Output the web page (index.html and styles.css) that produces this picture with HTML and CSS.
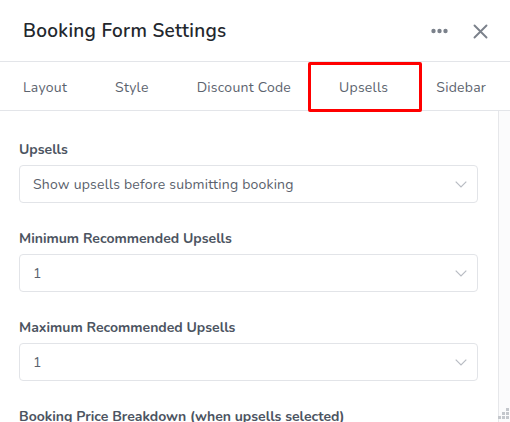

= = = =

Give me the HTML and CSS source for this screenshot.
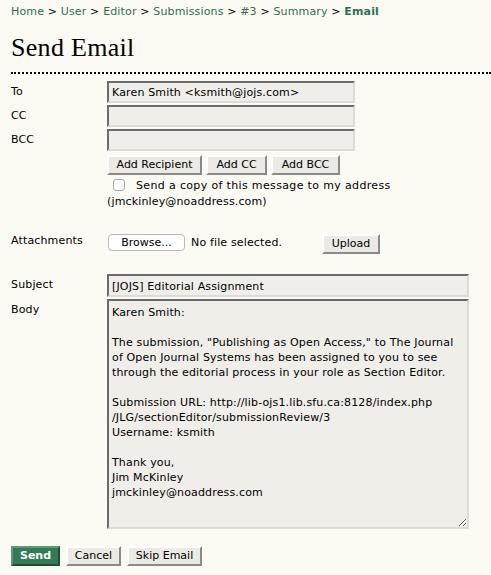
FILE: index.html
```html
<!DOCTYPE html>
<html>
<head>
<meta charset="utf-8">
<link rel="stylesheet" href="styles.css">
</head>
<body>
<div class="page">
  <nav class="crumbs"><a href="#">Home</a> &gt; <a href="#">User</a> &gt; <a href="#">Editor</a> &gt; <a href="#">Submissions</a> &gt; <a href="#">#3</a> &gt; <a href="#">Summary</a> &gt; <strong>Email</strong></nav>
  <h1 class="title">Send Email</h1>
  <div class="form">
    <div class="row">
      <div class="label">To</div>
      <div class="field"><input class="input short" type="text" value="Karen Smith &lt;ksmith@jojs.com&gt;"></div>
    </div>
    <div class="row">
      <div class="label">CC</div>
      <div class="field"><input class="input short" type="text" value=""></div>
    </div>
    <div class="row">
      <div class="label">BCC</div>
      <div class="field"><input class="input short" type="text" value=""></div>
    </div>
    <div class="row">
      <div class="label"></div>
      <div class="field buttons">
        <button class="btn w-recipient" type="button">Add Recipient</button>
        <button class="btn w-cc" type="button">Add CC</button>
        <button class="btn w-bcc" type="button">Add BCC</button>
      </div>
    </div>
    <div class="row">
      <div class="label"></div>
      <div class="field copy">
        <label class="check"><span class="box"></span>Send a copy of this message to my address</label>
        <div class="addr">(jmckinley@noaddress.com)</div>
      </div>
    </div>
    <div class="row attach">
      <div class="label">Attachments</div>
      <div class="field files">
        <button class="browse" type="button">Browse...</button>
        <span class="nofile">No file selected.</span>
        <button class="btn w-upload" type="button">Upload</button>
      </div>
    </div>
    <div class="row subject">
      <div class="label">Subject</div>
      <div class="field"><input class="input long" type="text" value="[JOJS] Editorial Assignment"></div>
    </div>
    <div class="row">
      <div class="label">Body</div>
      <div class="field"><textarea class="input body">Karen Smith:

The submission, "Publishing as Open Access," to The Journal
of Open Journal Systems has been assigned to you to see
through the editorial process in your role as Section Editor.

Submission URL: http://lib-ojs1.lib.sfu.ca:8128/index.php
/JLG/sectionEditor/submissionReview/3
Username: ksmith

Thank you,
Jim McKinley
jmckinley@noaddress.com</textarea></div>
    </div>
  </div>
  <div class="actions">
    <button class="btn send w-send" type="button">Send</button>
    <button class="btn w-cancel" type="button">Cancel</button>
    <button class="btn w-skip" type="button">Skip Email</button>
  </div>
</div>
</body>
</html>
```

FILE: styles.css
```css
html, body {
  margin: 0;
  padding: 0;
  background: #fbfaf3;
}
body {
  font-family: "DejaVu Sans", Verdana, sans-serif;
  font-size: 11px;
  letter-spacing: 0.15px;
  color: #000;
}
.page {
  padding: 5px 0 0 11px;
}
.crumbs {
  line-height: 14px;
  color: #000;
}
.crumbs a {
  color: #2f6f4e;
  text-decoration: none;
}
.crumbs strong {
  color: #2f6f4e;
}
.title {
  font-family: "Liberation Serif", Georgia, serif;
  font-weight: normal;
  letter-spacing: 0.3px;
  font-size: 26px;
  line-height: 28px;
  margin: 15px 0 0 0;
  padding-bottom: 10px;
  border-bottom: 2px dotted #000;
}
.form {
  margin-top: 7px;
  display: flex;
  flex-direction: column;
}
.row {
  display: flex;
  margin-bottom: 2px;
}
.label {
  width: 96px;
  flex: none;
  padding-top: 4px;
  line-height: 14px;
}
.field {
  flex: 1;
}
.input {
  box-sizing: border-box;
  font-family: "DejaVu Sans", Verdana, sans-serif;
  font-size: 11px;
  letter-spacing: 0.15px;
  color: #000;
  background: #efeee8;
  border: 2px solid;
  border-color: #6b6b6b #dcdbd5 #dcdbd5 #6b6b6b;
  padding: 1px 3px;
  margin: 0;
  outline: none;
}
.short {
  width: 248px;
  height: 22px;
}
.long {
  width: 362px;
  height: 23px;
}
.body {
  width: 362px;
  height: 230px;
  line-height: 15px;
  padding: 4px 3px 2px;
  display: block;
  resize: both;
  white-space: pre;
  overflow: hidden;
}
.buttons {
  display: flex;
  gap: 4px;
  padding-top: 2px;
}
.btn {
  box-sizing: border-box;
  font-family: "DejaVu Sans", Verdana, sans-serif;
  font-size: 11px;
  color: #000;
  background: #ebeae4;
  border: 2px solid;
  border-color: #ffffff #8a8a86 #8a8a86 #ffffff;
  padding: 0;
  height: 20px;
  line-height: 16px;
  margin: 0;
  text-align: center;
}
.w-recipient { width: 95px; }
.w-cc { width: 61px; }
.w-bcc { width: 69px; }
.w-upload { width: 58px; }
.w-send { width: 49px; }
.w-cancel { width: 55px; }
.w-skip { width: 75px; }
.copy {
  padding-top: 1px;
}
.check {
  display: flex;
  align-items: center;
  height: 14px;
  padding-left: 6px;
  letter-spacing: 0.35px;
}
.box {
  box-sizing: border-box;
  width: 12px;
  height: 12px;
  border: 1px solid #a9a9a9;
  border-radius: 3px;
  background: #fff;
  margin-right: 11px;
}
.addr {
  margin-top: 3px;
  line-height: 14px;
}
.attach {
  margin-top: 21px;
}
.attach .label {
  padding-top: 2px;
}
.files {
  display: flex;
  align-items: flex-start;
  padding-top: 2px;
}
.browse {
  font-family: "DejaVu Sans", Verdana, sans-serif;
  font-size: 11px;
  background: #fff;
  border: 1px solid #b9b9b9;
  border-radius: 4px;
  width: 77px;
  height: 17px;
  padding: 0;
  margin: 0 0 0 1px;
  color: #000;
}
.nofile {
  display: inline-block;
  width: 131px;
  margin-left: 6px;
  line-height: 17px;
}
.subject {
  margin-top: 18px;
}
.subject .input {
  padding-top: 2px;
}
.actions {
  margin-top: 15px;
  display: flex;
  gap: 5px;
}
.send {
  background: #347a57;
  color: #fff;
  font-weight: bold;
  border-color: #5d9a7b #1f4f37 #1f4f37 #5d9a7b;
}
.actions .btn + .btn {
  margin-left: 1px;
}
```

= = = =

#### [Task prompt]
Take every line above carrying "styles" and return it.

#### [Finished task]
Output the web page (index.html and styles.css) that produces this picture with HTML and CSS.
<link rel="stylesheet" href="styles.css">
FILE: styles.css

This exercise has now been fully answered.